More counties including Blaine added as primary drought disaster areas


Last updated 7/8/2021 at 11:18am

U.S. Secretary of Agriculture Tom Vilsack added more counties including Blaine County to the rapidly growing list of Montana counties declared as drought disaster areas.

Some of the counties are being added as primary disaster areas when producers there already were eligible for USDA disaster benefits as counties contiguous to primary disaster areas — including Blaine County — or now are included as contiguous counties when they already were primary disaster areas, such as Hill County.

Ag producers have eight months from the date of the declaration to apply for emergency loans.

Wednesday’s declaration added Blaine, Beaverhead, Fergus, Golden Valley, Musselshell, Petroleum, Powder River and Rosebud counties as primary disaster areas with Big Horn, Carter, Chouteau, Custer, Deer Lodge, Garfield, Hill, Judith Basin, Madison, Phillips, Ravalli, Silver Bow, Stillwater, Sweet Grass, Treasure, Wheatland and Yellowstone counties as eligible contiguous counties.

The declaration Tuesday included Hill and Wheatland counties as primary disaster areas and the contiguous counties are Blaine, Chouteau, Liberty, Fergus, Judith Basin, Meagher, Golden Valley and Sweet Grass.

The department May 13 declared Carter, Dawson, Phillips, Roosevelt, Valley, Custer, Fallon, Prairie, Sheridan, Wibaux, Daniels, McCone and Richland counties as primary disaster area counties and Blaine, Garfield, Powder River, Fergus, Petroleum and Rosebud counties were declared eligible contiguous counties.

Later that day it listed Garfield County as a primary disaster area with Custer, McCone, Petroleum, Phillips, Prairie, Rosebud and Valley counties listed as eligible contiguous counties.

Gianforte praised the Tuesday declaration in a release issued that day but urged Vilsack to declare all of Montana a drought disaster area, as Gianforte did in June.

USDA releases on the declarations say the designation is made when according to the U.S. Drought Monitor at  http://droughtmonitor.unl.edu, counties suffered from a drought intensity value during the growing season of severe drought for eight or more consecutive weeks or of extreme or exceptional drought.

The releases say the secretarial natural disaster designation allows USDA Farm Service Agency to extend emergency credit to producers recovering from natural disasters through emergency loans.
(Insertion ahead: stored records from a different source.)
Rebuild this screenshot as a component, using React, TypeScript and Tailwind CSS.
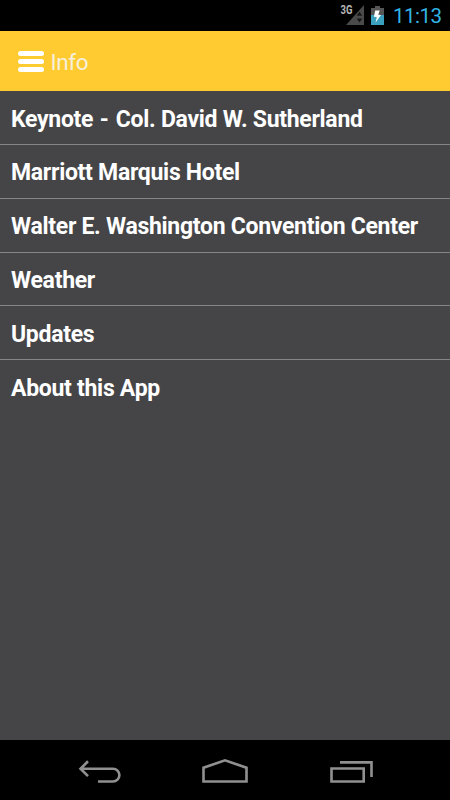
const items = [
  { label: "Keynote - Col. David W. Sutherland" },
  { label: "Marriott Marquis Hotel" },
  { label: "Walter E. Washington Convention Center" },
  { label: "Weather" },
  { label: "Updates" },
  { label: "About this App" },
];

function StatusBar() {
  return (
    <div className="flex h-[31px] shrink-0 items-start justify-end bg-black pr-2">
      <svg className="mt-[3px] mr-[6px] shrink-0" width="25" height="24" viewBox="0 0 25 24">
        <path d="M24 2V22H6Z" fill="#4a4a4a" />
        <path d="M19.5 8.7 22.3 12.8h-5.6ZM19.5 19.5 22.3 15.4h-5.6Z" fill="#161616" />
        <text x="0.6" y="11.3" fill="#b5b5b5" stroke="#000" strokeWidth="2" paintOrder="stroke" fontFamily="Roboto, sans-serif" fontWeight="700" fontSize="12" textLength="12" lengthAdjust="spacingAndGlyphs">3G</text>
      </svg>
      <svg className="mt-[5px] mr-[9px] shrink-0" width="13" height="20" viewBox="0 0 13 20">
        <path d="M4 1h5v2h4v7H0V3h4Z" fill="#565656" />
        <path d="M0 10h13v10H0Z" fill="#3aa0bd" />
        <path d="M4.2 5.5h4.5L7.3 9.7l2.7.3-5.4 7.6 1.2-5.6-2.9-.3Z" fill="#fff" />
      </svg>
      <span className="mt-1 h-6 w-[49px] whitespace-nowrap text-[20.5px] leading-6 tracking-[-0.5px] text-[#33b5e5]">11:13</span>
    </div>
  );
}

function Header() {
  return (
    <header className="flex h-[60.4px] shrink-0 items-center bg-[#ffcb31] pl-[18px]">
      <div className="flex w-[26px] flex-col gap-[3px]">
        <div className="h-[5px] rounded-full bg-white" />
        <div className="h-[5px] rounded-full bg-white" />
        <div className="h-[5px] rounded-full bg-white" />
      </div>
      <h1 className="ml-[6.5px] mt-[2px] text-[22.5px] font-normal leading-7 tracking-[-0.4px] text-[#f6efdc]">Info</h1>
    </header>
  );
}

function NavBar() {
  return (
    <nav className="flex h-[60px] shrink-0 bg-black">
      <svg width="450" height="60" viewBox="0 0 450 60" fill="none" stroke="#909090" strokeWidth="2.6">
        <path d="M80.5 28.7H113a6.4 6.4 0 0 1 0 12.8H98M88 21.3 80.5 28.7l7.5 7.4" />
        <path d="M203.5 41.5V27.7L225 20.3l21.5 7.4v13.8Z" />
        <path d="M331.5 28.5h32.2v13h-32.2ZM340 22.4h31.5V37" />
      </svg>
    </nav>
  );
}

function Label({ text }: { text: string }) {
  const [lead, ...rest] = text.split(" - ");
  if (rest.length === 0) return <>{text}</>;
  return (
    <>
      {lead}
      <span className="tracking-[0.7px]"> - </span>
      {rest.join(" - ")}
    </>
  );
}

export default function App() {
  return (
    <div className="flex h-[800px] w-[450px] flex-col overflow-hidden bg-[#454547] font-['Roboto',sans-serif]">
      <StatusBar />
      <Header />
      <main className="flex-1">
        {items.map((item, index) => (
          <div
            key={item.label}
            className={
              index < items.length - 1
                ? "flex h-[53.75px] items-center border-b border-[#858587] pl-[11px]"
                : "flex h-[53.75px] items-center pl-[11px]"
            }
          >
            <span className="mt-[3.6px] whitespace-pre text-[23px] font-bold leading-7 tracking-[-0.29px] text-white">
              <Label text={item.label} />
            </span>
          </div>
        ))}
      </main>
      <NavBar />
    </div>
  );
}
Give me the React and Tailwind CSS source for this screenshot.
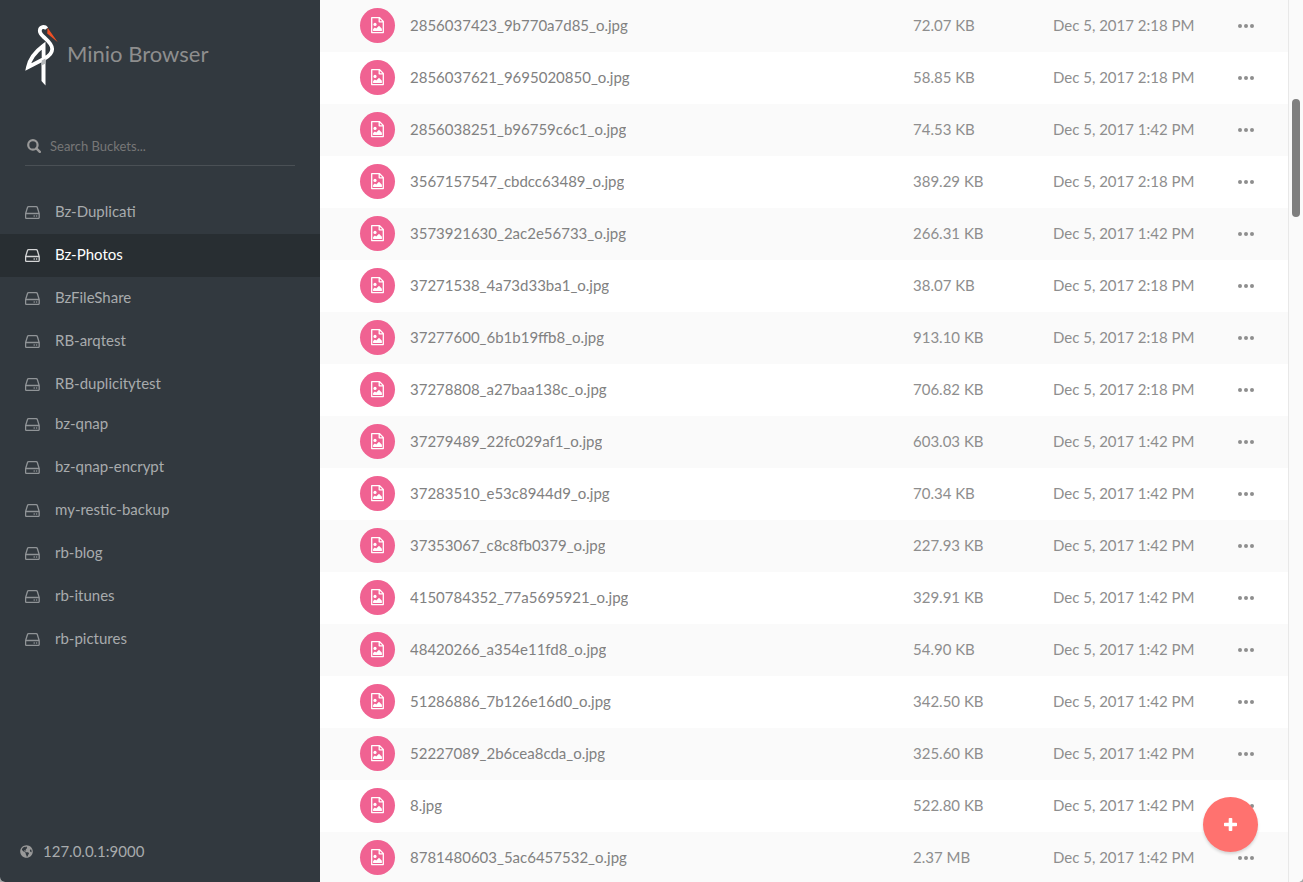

Emergency loans can be used to meet various recovery needs including the replacement of essential items such as equipment or livestock, reorganization of a farming operation or the refinance of certain debts.

FSA will review the loans based on the extent of losses, security available and repayment ability. 

Wednesday’s designation lists an application deadline for those counties of Feb. 25.